La Morla da via Gavazzeni. - Foto di Reno Morazzini
Beatrice Marconi di linguaggio se ne intende, ha studiato a Milano, a Parigi, attualmente si trova all’università di Pisa. È nata a Bergamo, conosce la Morla e la Tremana e ha pure sentito parlare della Quisa, ma la questione femminile o maschile al momento la coglie di sorpresa.
Dice: “Quello dei nomi propri dei luoghi, dei toponimi, è un problema difficile perché bisogna compiere delle ricerche etimologiche puntuali, in quanto non ci sono regole grammaticali vere e proprie. In particolare, per i fiumi, a differenza di quanto succede ad esempio per le città che sono sempre femminili, ci sono molte variazioni e si oscilla tra maschile e femminile senza una ragione apparente. La maggior parte dei fiumi è al maschile, per esempio il Po, l’Arno, il Tevere, il Brembo, il Serio. Ma la lingua è qualcosa che si evolve, cambia. Se prendiamo il Manzoni vediamo che una parola come il viottolo viene detta 'la viottola'. Se prendiamo Pavese notiamo che l’albero, maschile, è in certi casi chiamato l’albera al femminile. Quindi ecco perché per rispondere bisogna risalire indietro”.

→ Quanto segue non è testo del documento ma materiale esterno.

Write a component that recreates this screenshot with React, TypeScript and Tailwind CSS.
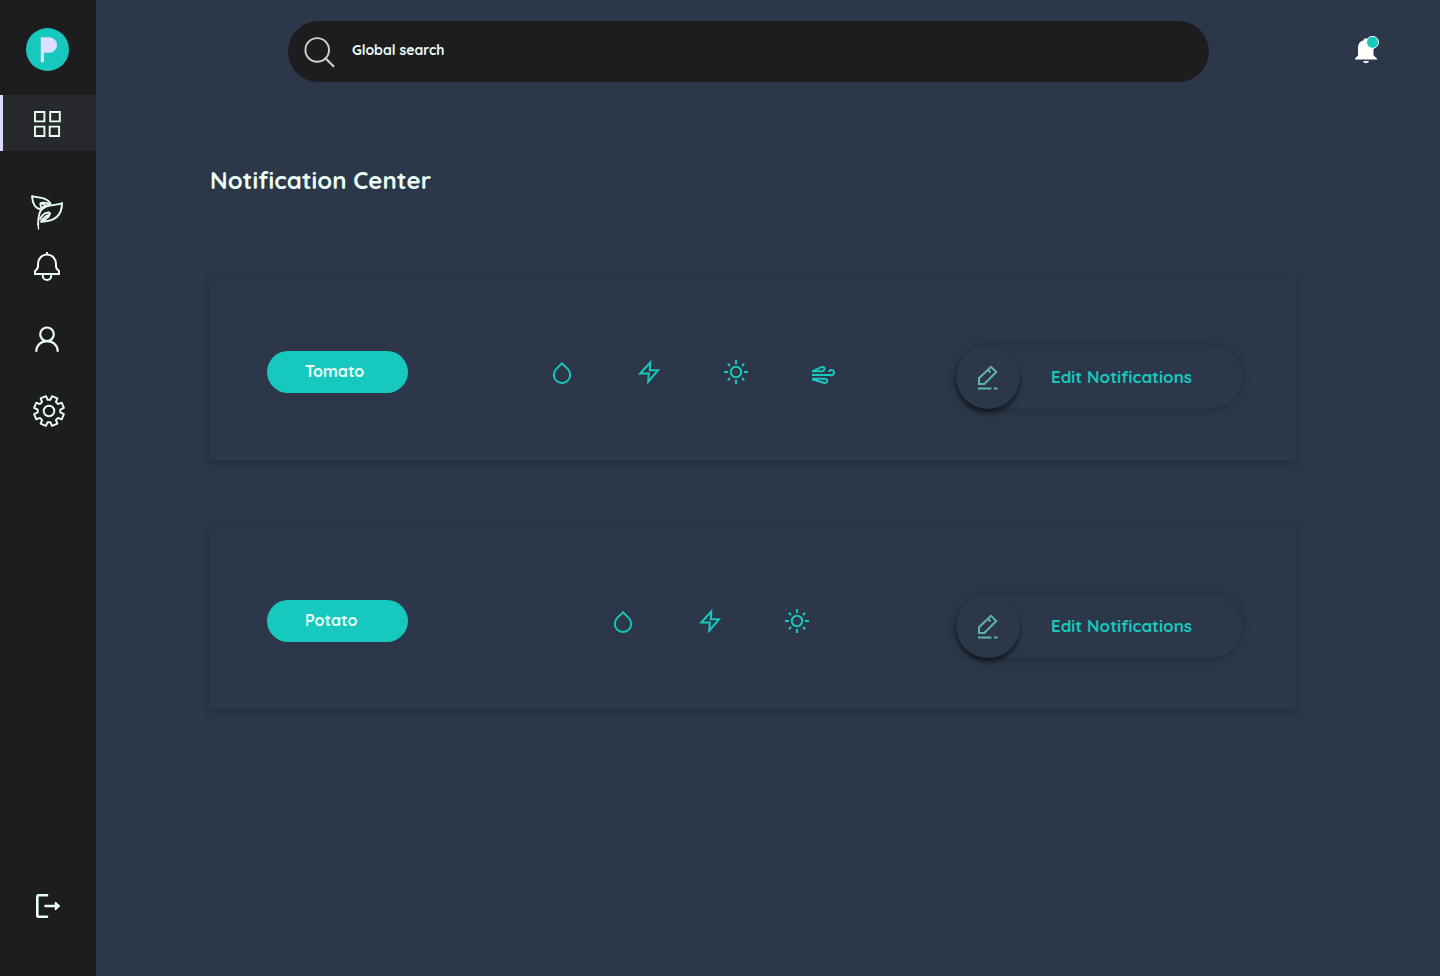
import React from "react";

const gearPath = (() => {
  const points: string[] = [];
  const rOut = 15.2;
  const rIn = 11.4;
  for (let i = 0; i < 8; i++) {
    const mid = 22.5 + i * 45;
    const tooth: [number, number][] = [
      [rIn, -15],
      [rOut, -11],
      [rOut, 11],
      [rIn, 15],
    ];
    for (const [r, d] of tooth) {
      const a = ((mid + d) * Math.PI) / 180;
      points.push(`${(17 + r * Math.cos(a)).toFixed(2)} ${(17 + r * Math.sin(a)).toFixed(2)}`);
    }
  }
  return `M${points.join("L")}Z`;
})();

function Logo() {
  return (
    <svg className="size-[43px]" viewBox="0 0 43 43" aria-hidden="true">
      <circle cx="21.5" cy="21.5" r="21.5" fill="#17c8be" />
      <path d="M14.8 9.200H23a8 7.800 0 0 1 0 15.600H18V34.200H14.800Z" fill="#dcdfff" />
    </svg>
  );
}

function GridIcon() {
  return (
    <svg className="h-[26px] w-[27px]" viewBox="0 0 27 26" fill="none" stroke="currentColor" strokeWidth="1.9" aria-hidden="true">
      <path d="M1 1h9.400v9.400H1zM16.200 1h9.600v9.400h-9.600zM1 15.600h9.400V25H1zM15.700 15.600h9.400V25h-9.400z" />
    </svg>
  );
}

function LeafIcon() {
  return (
    <svg className="h-9 w-8" viewBox="0 0 32 36" fill="none" stroke="currentColor" strokeWidth="1.9" strokeLinejoin="round" strokeLinecap="round" aria-hidden="true">
      <path d="M1 1.200C7 2.800 15 1.500 19.500 8.500M1 1.200C1.500 8 4 13.200 9.300 14.300" />
      <path d="M10.500 13C9.300 10.500 8.800 8 10 7.800C13 7.200 16 8 18.800 9C15 10 12.500 11.500 10.500 13M10.500 8.500L14 10" strokeWidth="1.800" />
      <path d="M31 8.300C24 11 13 8.500 8.800 17.500C7.200 22 7 26 7.200 30" />
      <path d="M7.200 29L7.500 34" strokeWidth="1.300" />
      <path d="M31 8.300C31 19 25.500 26.500 10 26.800C13 25.500 18.500 22 19 18.500C19 16.500 12.500 17 9 24M10 26.800C11 24 14 21.500 18 19.500" />
    </svg>
  );
}

function BellIcon() {
  return (
    <svg className="h-[30px] w-[26px]" viewBox="0 0 26 30" fill="none" stroke="currentColor" strokeWidth="2" aria-hidden="true">
      <path d="M13 0V3M1 22V19C2.500 18 4 17 4 14V12A9 9.500 0 0 1 22 12V14C22 17 23.500 18 25 19V22ZM8.800 22.500V24A4.200 4 0 0 0 17.200 24V22.500" />
    </svg>
  );
}

function UserIcon() {
  return (
    <svg className="h-[26px] w-6" viewBox="0 0 24 26" fill="none" stroke="currentColor" strokeWidth="2.200" aria-hidden="true">
      <circle cx="12" cy="8.300" r="6.800" />
      <path d="M1.200 25.800C1.200 19.300 6 15.100 12 15.100S22.800 19.300 22.800 25.800" />
    </svg>
  );
}

function GearIcon() {
  return (
    <svg className="size-[34px]" viewBox="0 0 34 34" fill="none" stroke="currentColor" strokeWidth="1.900" strokeLinejoin="round" aria-hidden="true">
      <path d={gearPath} />
      <circle cx="17" cy="17" r="5.300" />
    </svg>
  );
}

function LogoutIcon() {
  return (
    <svg className="h-6 w-[25px]" viewBox="0 0 25 24" fill="none" stroke="currentColor" strokeWidth="2.600" strokeLinecap="round" strokeLinejoin="round" aria-hidden="true">
      <path d="M11 1.300H2.500Q1.300 1.300 1.300 2.500V21.500Q1.300 22.700 2.500 22.700H11M9.500 12H19" />
      <path d="M19.500 8.500L23.300 12L19.500 15.500Z" fill="currentColor" strokeWidth="1.500" />
    </svg>
  );
}

function EditIcon() {
  return (
    <svg className="h-[26px] w-5" viewBox="0 0 20 26" fill="none" stroke="currentColor" strokeWidth="2" aria-hidden="true">
      <path d="M1 20V14.300L13 2.800L18.300 8L6.300 20ZM10 5.800L12.500 8.500" />
      <path d="M0 24.500H13.500M16 24.500H19.500" />
    </svg>
  );
}

const icons = {
  water: { label: "Water", path: "M12 3.300L17.900 9.100A8.200 8.200 0 1 1 6.100 9.100Z" },
  power: { label: "Power", path: "M13.300 2.400L3.200 13.500H11.800L11.200 21.800L21 10.200H12.800Z" },
  light: {
    label: "Light",
    path: "M12 6.800A5.200 5.200 0 1 1 12 17.200A5.200 5.200 0 1 1 12 6.800ZM12 0V4M12 20V24M0 12H4M20 12H24M3.800 3.800L6 6M18 18L20.200 20.200M3.800 20.200L6 18M18 6L20.200 3.800",
  },
  wind: {
    label: "Wind",
    path: "M1 15H19.500A2.700 2.500 0 1 0 17.800 11.800M1 11.300L10.500 7.200C12.800 6.200 14.200 8.400 13 10Q12.300 11.300 11 11.300H1M1 18.700H14C16 18.700 16.500 20.500 16 21.800Q15.300 23.200 13.500 22.900L1 19.200",
  },
};

type Plant = { name: string; sensors: (keyof typeof icons)[]; inset: string };

const plants: Plant[] = [
  { name: "Tomato", sensors: ["water", "power", "light", "wind"], inset: "pl-[21px]" },
  { name: "Potato", sensors: ["water", "power", "light"], inset: "pl-14" },
];

function PlantCard({ name, sensors, inset }: Plant) {
  return (
    <section className="grid grid-cols-[141px_1fr_286px] bg-[#2c3749] pt-[70px] pr-[54px] pb-[51px] pl-[57px] shadow-[0_4px_8px_rgba(0,0,0,0.16)]">
      <div className="flex items-center pb-[10px]">
        <h2 className="h-[42px] w-full rounded-full bg-[#17c8be] pl-[38px] text-base leading-[40px] font-bold text-[#eafff8]">
          {name}
        </h2>
      </div>
      <ul className={`flex items-center justify-center gap-[63px] pb-[10px] text-[#17c8be] ${inset}`}>
        {sensors.map((key) => {
          const { label, path } = icons[key];
          return (
            <li key={key} title={label}>
              <svg className="size-6" viewBox="0 0 24 24" fill="none" stroke="currentColor" strokeWidth="2" aria-hidden="true">
                <path d={path} />
              </svg>
            </li>
          );
        })}
      </ul>
      <button
        type="button"
        className="flex h-16 items-center rounded-full bg-[#2c3749] text-[17px] font-bold text-[#17c8be] shadow-[0_1px_9px_rgba(0,0,0,0.25)]"
      >
        <span className="flex size-16 items-center justify-center rounded-full text-[#62b3ad] shadow-[0_4px_4px_rgba(0,0,0,0.5)]">
          <EditIcon />
        </span>
        <span className="pl-[31px]">Edit Notifications</span>
      </button>
    </section>
  );
}

export default function App() {
  return (
    <div className="flex min-h-screen bg-[#2c3749] font-[Quicksand,Lato,sans-serif] text-[#eafff8]">
      <nav className="flex w-24 shrink-0 flex-col items-center bg-[#1d1d1f] pt-7 pb-[58px]" aria-label="Main">
        <a href="#home" aria-label="Home" className="pr-0.5">
          <Logo />
        </a>
        <a
          href="#dashboard"
          aria-label="Dashboard"
          className="mt-6 flex h-14 w-full items-center justify-center border-l-[3px] border-[#dcdfff] bg-[#27292c] pt-0.5 pr-1"
        >
          <GridIcon />
        </a>
        <a href="#plants" aria-label="Plants" className="mt-11 pr-0.5">
          <LeafIcon />
        </a>
        <a href="#notifications" aria-label="Notifications" className="mt-[21px] pr-0.5">
          <BellIcon />
        </a>
        <a href="#profile" aria-label="Profile" className="mt-11 pr-0.5">
          <UserIcon />
        </a>
        <a href="#settings" aria-label="Settings" className="mt-[42px] pl-0.5">
          <GearIcon />
        </a>
        <button type="button" aria-label="Log out" className="mt-auto">
          <LogoutIcon />
        </button>
      </nav>
      <div className="min-w-0 flex-1">
        <header className="flex items-center pt-[21px] pl-48">
          <label className="flex h-[61px] flex-1 items-center rounded-full bg-[#1d1d1f] pl-4">
            <svg className="size-8 shrink-0" viewBox="0 0 32 32" fill="none" stroke="#d0d0d0" strokeWidth="1.900" aria-hidden="true">
              <circle cx="13.200" cy="13.900" r="11.800" />
              <path d="M21.500 22.200L30 30.800" strokeWidth="2.200" />
            </svg>
            <input
              type="search"
              aria-label="Global search"
              placeholder="Global search"
              className="mr-8 ml-4 h-full min-w-0 flex-1 bg-transparent pb-1 text-sm font-bold outline-none placeholder:text-[#eafff8]"
            />
          </label>
          <div className="flex w-[231px] shrink-0 justify-end pr-[60px] pb-1">
            <button type="button" aria-label="Alerts">
              <svg className="h-7 w-[26px]" viewBox="0 0 26 28" aria-hidden="true">
                <path d="M9.500 4.500C9.500 1.500 14 1.500 14 4.500C18 5 19.500 8 19.500 12V19.500L23 22.500V23.500H1V22.500L4 19.500V12C4 8 6 5 9.500 4.500Z" fill="#fff" />
                <path d="M9 25H15C14.500 28 9.500 28 9 25Z" fill="#e7eaf0" />
                <circle cx="18.500" cy="6.300" r="6" fill="#17c8be" stroke="#fff" />
              </svg>
            </button>
          </div>
        </header>
        <main className="pt-[82px] pr-36 pb-16 pl-[114px]">
          <h1 className="text-2xl leading-8 font-bold">Notification Center</h1>
          <div className="mt-[79px] flex flex-col gap-16">
            {plants.map((plant) => (
              <PlantCard key={plant.name} {...plant} />
            ))}
          </div>
        </main>
      </div>
    </div>
  );
}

In questi ultimi cinquant’anni i nomi di Morla, Tremana e Quisa, i tre torrenti che scendono da Maresana e Canto Alto, tradizionalmente femminili, sono stati spesso espressi al maschile. Il modo di dire del linguaggio comune e del dialetto è stato man mano trasformato ad opera soprattutto di tecnici, politici e giornalisti. Il ragionamento di fondo è semplice: il fiume (o il torrente) è maschile, quindi è un errore dire la Morla o la Tremana, dobbiamo dire il Morla e il Tremana. E il Quisa.
La Morla verso via Bono
Ma, come nota Beatrice Marconi, si tratta di un ragionamento superficiale, solo in apparenza corretto. In realtà il mondo etimologico (cioè dei significati e delle derivazioni delle parole) è molto profondo. Continua Beatrice: “Dicevo che i fiumi in genere sono al maschile, ma conosciamo molte eccezioni. La Senna è femminile perché il nome deriva da una divinità degli antichi Romani. Ci sono molti altri casi. Penso alla Dora Riparia, fiume piemontese affluente del Po, alla Dora Baltea, pure affluente del grande fiume. E poi mi vengono in mente la Vistola, la Garonna, la Olona... E c’è il caso del Piave che fino alla fine dell’Ottocento era la Piave e che poi, per ragioni legate alla scolarizzazione e alla standardizzazione linguistica, è diventato maschile”.
Un caso simile a quello che sta accadendo per la Morla e che indica come la scolarizzazione spesso non conosca ragioni e tradizioni, risolvendosi in una “standardizzazione” linguistica del tutto superficiale che non riconosce il territorio e i suoi valori. Perché un fiume chiamato al femminile è qualcosa di molto diverso da un fiume chiamato al maschile: nel nome femminile entra una serie di valori differenti rispetto al genere maschile. Non dimentichiamo che l’acqua è femminile e che l’acqua è all’origine della vita. Nel femminile troviamo un riferimento alla fecondità tipico dell’acqua, che il nome maschile non può racchiudere.
La “cascata” di Zanica in una foto d’epoca.
E quindi non è una disputa semplicemente sui modi di dire, ma sui valori che noi riconosciamo a un corso d’acqua. Alla Morla i bergamaschi hanno sempre riconosciuto un significato di fecondità e maternità, superiore ad altri, per esempio a quello della forza. In favore del mantenimento del nome femminile si era espresso il mai dimenticato professor Lelio Pagani, esperto di geografia umana, docente all’università di Bergamo e presidente dell’Ateneo di scienze, lettere ed arti. Pagani aveva sottolineato il valore dell’uso e della tradizione della Morla nel linguaggio bergamasco.
Beatrice Marconi ha cercato l’origine del nome Morla. Spiega: “Nel dodicesimo secolo Mosè del Brolo scrive della Murgula e nel medioevo si trova anche la versione Morgula. L’origine del nome appare molto antica, forse dal celtico 'corso d’acqua' o 'limite, frontiera'. Si trovano riferimenti in età longobarda a una 'corte Morgula', cioè a un insediamento importante, di un signore con i suoi contadini e artigiani, forse dove si trova l’attuale Borgo Palazzo. Anche in questo caso il genere è femminile”.